* [What the exercise asks] Repeat verbatim, and only, the lines of the data below, beginning at the line that contains "The picture is" and stopping after the line that contains "Main pane */".

* [Given data]
━━━━━━━━━━━━━━━━

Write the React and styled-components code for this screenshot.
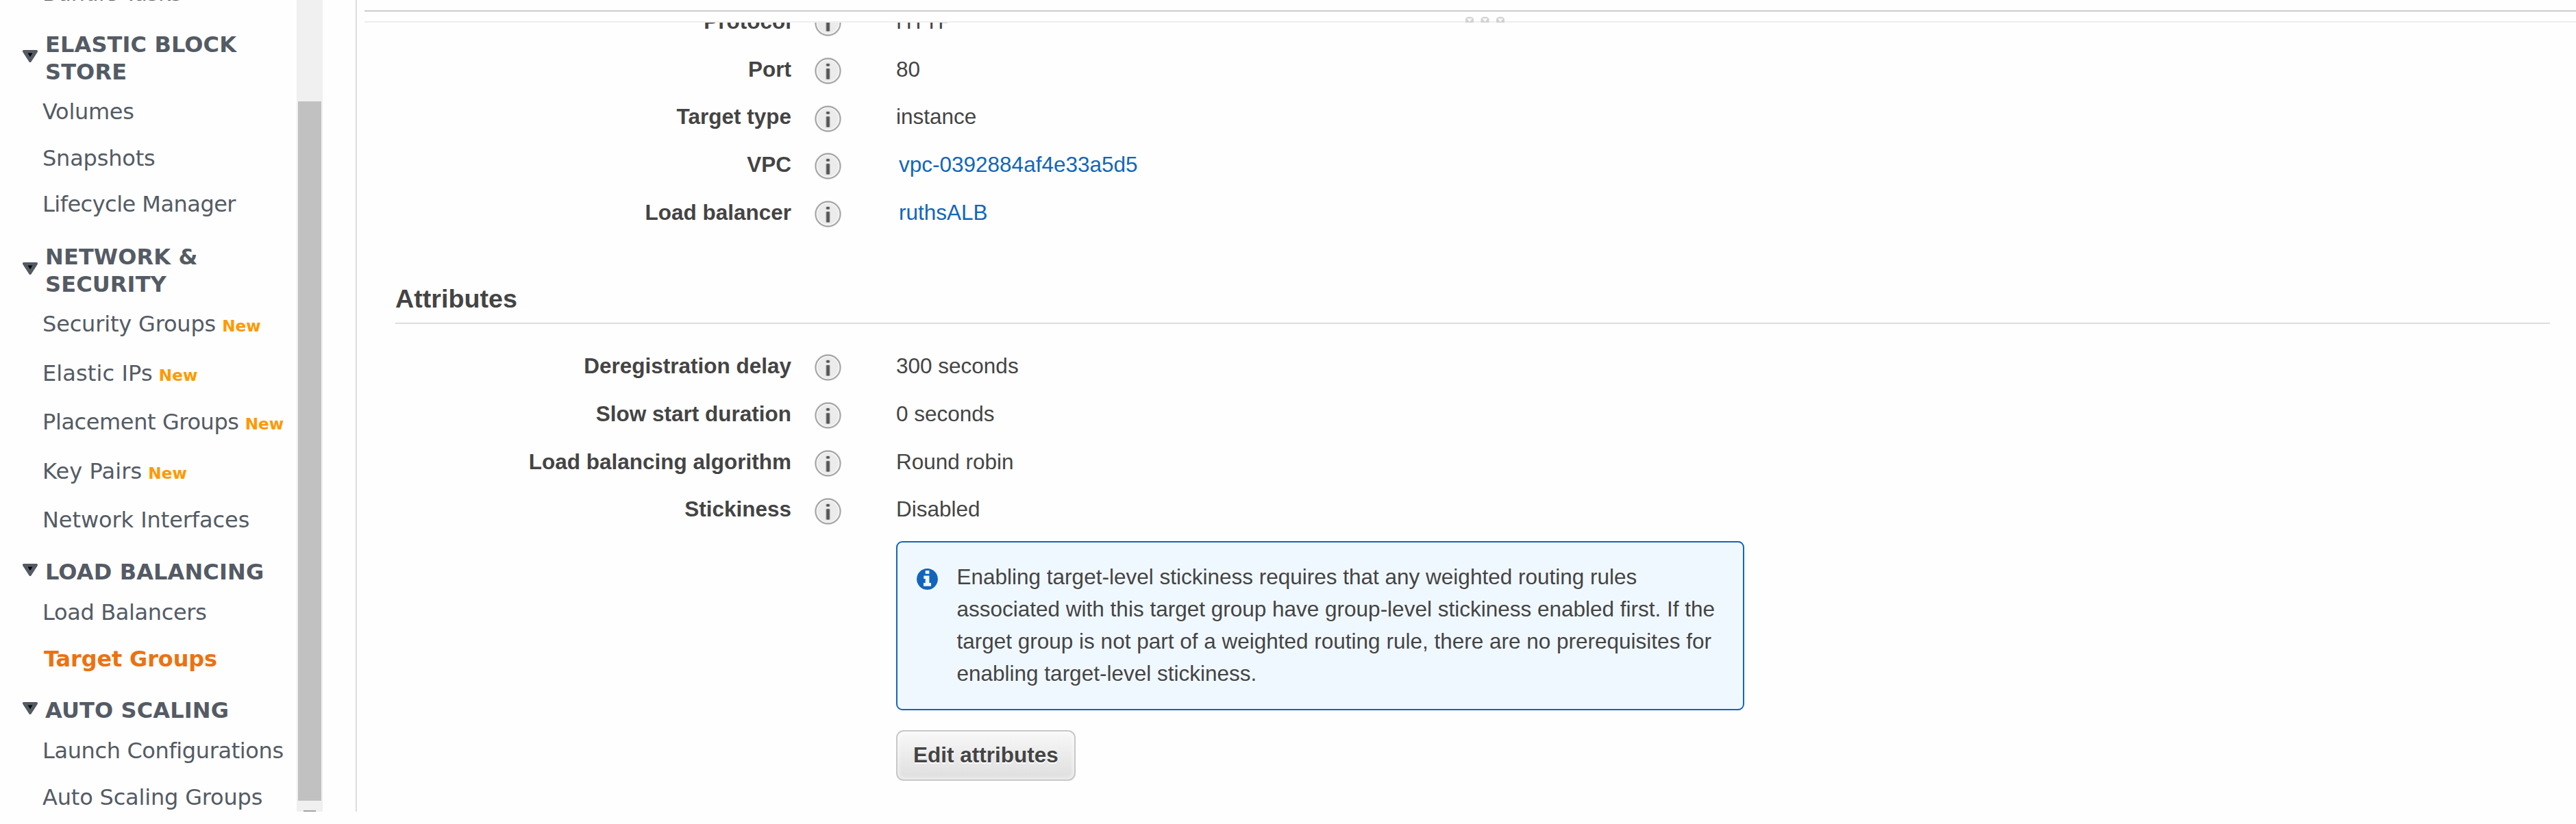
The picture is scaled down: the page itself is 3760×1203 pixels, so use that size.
import React from "react";
import styled, { createGlobalStyle } from "styled-components";

const GlobalStyle = createGlobalStyle`
  * { box-sizing: border-box; }
  body { margin: 0; background: #fefefe; }
`;

const Page = styled.div`
  display: flex;
  width: 3760px;
  height: 1203px;
  padding-bottom: 18px;
  overflow: hidden;
  background: #fefefe;
  color: #444;
  font-family: "Liberation Sans", Arial, sans-serif;
  font-size: 31.5px;
`;

/* Sidebar */

const Sidebar = styled.nav`
  display: grid;
  flex: none;
  grid-template-rows: 45px 310px 460px 202px 1fr;
  width: 433px;
  overflow: hidden;
  color: #545b64;
  font-family: "DejaVu Sans", Verdana, sans-serif;
  font-size: 32px;
  white-space: nowrap;
`;

const Group = styled.div`
  display: flex;
  flex-direction: column;
  justify-content: ${(p) => (p.$end ? "flex-end" : "flex-start")};
  min-height: 0;
`;

const GroupTitle = styled.div`
  display: flex;
  flex: none;
  align-items: center;
  gap: 11px;
  padding-left: 33px;
  line-height: 40px;
  letter-spacing: 0.12px;
  font-weight: 700;
`;

const Caret = styled.svg`
  flex: none;
  width: 22px;
  height: 18px;
  margin-bottom: 6px;
`;

const List = styled.div`
  padding-top: ${(p) => p.$top}px;
`;

const Item = styled.div`
  height: ${(p) => p.$height}px;
  padding-left: ${(p) => (p.$active ? 64 : 62)}px;
  line-height: ${(p) => p.$height}px;
  letter-spacing: ${(p) => p.$spacing || 0}px;
  font-weight: ${(p) => (p.$active ? 700 : 400)};
  color: ${(p) => (p.$active ? "#ec7211" : "inherit")};
`;

const NewTag = styled.span`
  margin-left: 9px;
  color: #ff9900;
  font-size: 23.2px;
  font-weight: 700;
  letter-spacing: 0;
`;

const ClippedItem = styled(Item)`
  flex: none;
  margin-bottom: 21px;
`;

const ScrollTrack = styled.div`
  display: flex;
  flex: none;
  flex-direction: column;
  align-items: center;
  justify-content: space-between;
  width: 38px;
  padding-top: 148px;
  background: #f0f0f0;
`;

const ScrollThumb = styled.div`
  width: 34px;
  height: 1021px;
  background: #c1c1c1;
`;

const ScrollArrow = styled.div`
  width: 18px;
  height: 2px;
  background: #a3a3a3;
`;

/* Main pane */

const Main = styled.main`
  display: flex;
  flex: 1;
  flex-direction: column;
  min-width: 0;
  margin-left: 48px;
  border-left: 2px solid #ddd;
`;

const Splitter = styled.div`
  position: relative;
  flex: none;
  height: 18px;
  margin: 15px 0 0 11px;
  border-top: 2px solid #ccc;
  border-bottom: 2px solid #eee;
`;

const Grip = styled.svg`
  position: absolute;
  top: 7px;
  left: 1607px;
  width: 60px;
  height: 9px;
`;

const Details = styled.div`
  flex: 1;
  min-height: 0;
  padding: 0 38px 0 56px;
  overflow: hidden;
`;

const Fields = styled.div`
  margin-top: ${(p) => p.$top}px;
`;

const Row = styled.div`
  display: grid;
  grid-template-columns: 578px 39px 1fr;
  column-gap: 34px;
  align-items: center;
  height: 69.7px;
  line-height: 69.7px;
  white-space: nowrap;
`;

const Label = styled.div`
  text-align: right;
  font-weight: 700;
`;

const Value = styled.div`
  padding-left: 46px;
`;

const Link = styled.a`
  padding-left: 4px;
  color: #1166bb;
`;

const HelpIcon = styled.svg`
  width: 39px;
  height: 39px;
  margin-top: 4px;
`;

const SectionTitle = styled.h2`
  margin: 60.3px 0 0;
  padding-bottom: 5px;
  border-bottom: 2px solid #ddd;
  font-size: 37.7px;
  line-height: 60px;
`;

const Indented = styled.div`
  padding: 11px 0 0 731px;
`;

const Callout = styled.div`
  display: flex;
  gap: 27.5px;
  width: 1238px;
  height: 247px;
  padding: 27.5px 28px;
  border: 2px solid #1166bb;
  border-radius: 9px;
  background: #f0f8ff;
  line-height: 47px;
  white-space: nowrap;
`;

const InfoIcon = styled.svg`
  flex: none;
  width: 31px;
  height: 31px;
  margin-top: 10.5px;
`;

const Button = styled.button`
  display: block;
  width: 262px;
  height: 74px;
  margin-top: 29px;
  padding: 0;
  border: 2px solid #c8c8c8;
  border-radius: 11px;
  background: linear-gradient(#f8f8f8, #dedede);
  box-shadow: inset 0 0 6px 1px rgba(255, 255, 255, 0.75);
  color: #444;
  font: 700 31.5px "Liberation Sans", Arial, sans-serif;
  text-shadow: 0 2px 0 #fff;
`;

const groups = [
  {
    title: ["ELASTIC BLOCK", "STORE"],
    top: 5,
    height: 67.7,
    items: [
      { text: "Volumes", spacing: -0.3 },
      { text: "Snapshots", spacing: -0.2 },
      { text: "Lifecycle Manager", spacing: -0.52 },
    ],
  },
  {
    title: ["NETWORK &", "SECURITY"],
    top: 3,
    height: 71.6,
    items: [
      { text: "Security Groups", isNew: true, spacing: -0.17 },
      { text: "Elastic IPs", isNew: true, spacing: 0.12 },
      { text: "Placement Groups", isNew: true, spacing: -0.4 },
      { text: "Key Pairs", isNew: true, spacing: 0.1 },
      { text: "Network Interfaces", spacing: -0.08 },
    ],
  },
  {
    title: ["LOAD BALANCING"],
    top: 5,
    height: 68,
    items: [
      { text: "Load Balancers", spacing: -0.35 },
      { text: "Target Groups", active: true, spacing: -0.15 },
    ],
  },
  {
    title: ["AUTO SCALING"],
    top: 5,
    height: 68,
    items: [
      { text: "Launch Configurations", spacing: -0.38 },
      { text: "Auto Scaling Groups", spacing: -0.18 },
    ],
  },
];

const basics = [
  ["Protocol", "HTTP"],
  ["Port", "80"],
  ["Target type", "instance"],
  ["VPC", "vpc-0392884af4e33a5d5", true],
  ["Load balancer", "ruthsALB", true],
];

const attributes = [
  ["Deregistration delay", "300 seconds"],
  ["Slow start duration", "0 seconds"],
  ["Load balancing algorithm", "Round robin"],
  ["Stickiness", "Disabled"],
];

function CaretDown() {
  return (
    <Caret viewBox="0 0 22 18">
      <path d="M2 2H20L11 16Z" fill="#000" stroke="#545b64" strokeWidth="4" strokeLinejoin="round" />
      <path d="M4 2.5H18L11 14Z" fill="none" stroke="#545b64" strokeWidth="4" />
    </Caret>
  );
}

function Help() {
  return (
    <HelpIcon viewBox="0 0 39 39">
      <circle cx="19.5" cy="19.5" r="18.3" fill="#f8f8f8" stroke="#cfcfcf" strokeWidth="2.4" />
      <circle cx="19.5" cy="19.5" r="17.9" fill="none" stroke="#a2a2a2" strokeWidth="1.6" />
      <circle cx="19.5" cy="19.5" r="15.4" fill="#ebebeb" />
      <rect x="16.4" y="8.4" width="6.2" height="4.6" rx="1.5" fill="#bbb" />
      <rect x="17.3" y="9" width="4.4" height="3.5" rx="1" fill="#555" />
      <rect x="16.2" y="15.4" width="6.6" height="16.6" rx="1.5" fill="#b4b4b4" />
      <rect x="17.4" y="16.2" width="4.3" height="15.2" rx="1" fill="#555" />
    </HelpIcon>
  );
}

function GripDots() {
  return (
    <Grip viewBox="0 0 60 9">
      {[0, 22.5, 45].map((x) => (
        <g key={x} transform={`translate(${x} 0)`}>
          <path d="M0 9V4Q1 0.5 6 0.5T12 4V9Z" fill="#d2d2d2" />
          <path d="M2 3H10L6 8Z" fill="#fafafa" />
        </g>
      ))}
    </Grip>
  );
}

function FieldRows({ rows, top }) {
  return (
    <Fields $top={top}>
      {rows.map(([label, value, link]) => (
        <Row key={label}>
          <Label>{label}</Label>
          <Help />
          <Value>{link ? <Link>{value}</Link> : value}</Value>
        </Row>
      ))}
    </Fields>
  );
}

export default function App() {
  return (
    <Page>
      <GlobalStyle />
      <Sidebar>
        <Group $end>
          <ClippedItem $height={68} $spacing={-0.3}>Bundle Tasks</ClippedItem>
        </Group>
        {groups.map((g) => (
          <Group key={g.title[0]}>
            <GroupTitle>
              <CaretDown />
              <div>
                {g.title.map((line) => (
                  <div key={line}>{line}</div>
                ))}
              </div>
            </GroupTitle>
            <List $top={g.top}>
              {g.items.map((i) => (
                <Item key={i.text} $height={g.height} $spacing={i.spacing} $active={i.active}>
                  {i.text}
                  {i.isNew && <NewTag>New</NewTag>}
                </Item>
              ))}
            </List>
          </Group>
        ))}
      </Sidebar>
      <ScrollTrack>
        <ScrollThumb />
        <ScrollArrow />
      </ScrollTrack>
      <Main>
        <Splitter>
          <GripDots />
        </Splitter>
        <Details>
          <FieldRows rows={basics} top={-36.1} />
          <SectionTitle>Attributes</SectionTitle>
          <FieldRows rows={attributes} top={27.5} />
          <Indented>
            <Callout>
              <InfoIcon viewBox="0 0 31 31">
                <circle cx="15.5" cy="15.5" r="15.4" fill="#1166bb" />
                <path
                  d="M12.7 3H18.4V7.8H12.7ZM10.3 10.4H18.4V21H21V25.8H10V21H12.7V15H10.3Z"
                  fill="#f0f8ff"
                />
              </InfoIcon>
              <div>
                Enabling target-level stickiness requires that any weighted routing rules
                <br />
                associated with this target group have group-level stickiness enabled first. If the
                <br />
                target group is not part of a weighted routing rule, there are no prerequisites for
                <br />
                enabling target-level stickiness.
              </div>
            </Callout>
            <Button>Edit attributes</Button>
          </Indented>
        </Details>
      </Main>
    </Page>
  );
}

━━━━━━━━━━━━━━━━

* [Exercise output]
The picture is scaled down: the page itself is 3760×1203 pixels, so use that size.
import React from "react";
import styled, { createGlobalStyle } from "styled-components";

const GlobalStyle = createGlobalStyle`
  * { box-sizing: border-box; }
  body { margin: 0; background: #fefefe; }
`;

const Page = styled.div`
  display: flex;
  width: 3760px;
  height: 1203px;
  padding-bottom: 18px;
  overflow: hidden;
  background: #fefefe;
  color: #444;
  font-family: "Liberation Sans", Arial, sans-serif;
  font-size: 31.5px;
`;

/* Sidebar */

const Sidebar = styled.nav`
  display: grid;
  flex: none;
  grid-template-rows: 45px 310px 460px 202px 1fr;
  width: 433px;
  overflow: hidden;
  color: #545b64;
  font-family: "DejaVu Sans", Verdana, sans-serif;
  font-size: 32px;
  white-space: nowrap;
`;

const Group = styled.div`
  display: flex;
  flex-direction: column;
  justify-content: ${(p) => (p.$end ? "flex-end" : "flex-start")};
  min-height: 0;
`;

const GroupTitle = styled.div`
  display: flex;
  flex: none;
  align-items: center;
  gap: 11px;
  padding-left: 33px;
  line-height: 40px;
  letter-spacing: 0.12px;
  font-weight: 700;
`;

const Caret = styled.svg`
  flex: none;
  width: 22px;
  height: 18px;
  margin-bottom: 6px;
`;

const List = styled.div`
  padding-top: ${(p) => p.$top}px;
`;

const Item = styled.div`
  height: ${(p) => p.$height}px;
  padding-left: ${(p) => (p.$active ? 64 : 62)}px;
  line-height: ${(p) => p.$height}px;
  letter-spacing: ${(p) => p.$spacing || 0}px;
  font-weight: ${(p) => (p.$active ? 700 : 400)};
  color: ${(p) => (p.$active ? "#ec7211" : "inherit")};
`;

const NewTag = styled.span`
  margin-left: 9px;
  color: #ff9900;
  font-size: 23.2px;
  font-weight: 700;
  letter-spacing: 0;
`;

const ClippedItem = styled(Item)`
  flex: none;
  margin-bottom: 21px;
`;

const ScrollTrack = styled.div`
  display: flex;
  flex: none;
  flex-direction: column;
  align-items: center;
  justify-content: space-between;
  width: 38px;
  padding-top: 148px;
  background: #f0f0f0;
`;

const ScrollThumb = styled.div`
  width: 34px;
  height: 1021px;
  background: #c1c1c1;
`;

const ScrollArrow = styled.div`
  width: 18px;
  height: 2px;
  background: #a3a3a3;
`;

/* Main pane */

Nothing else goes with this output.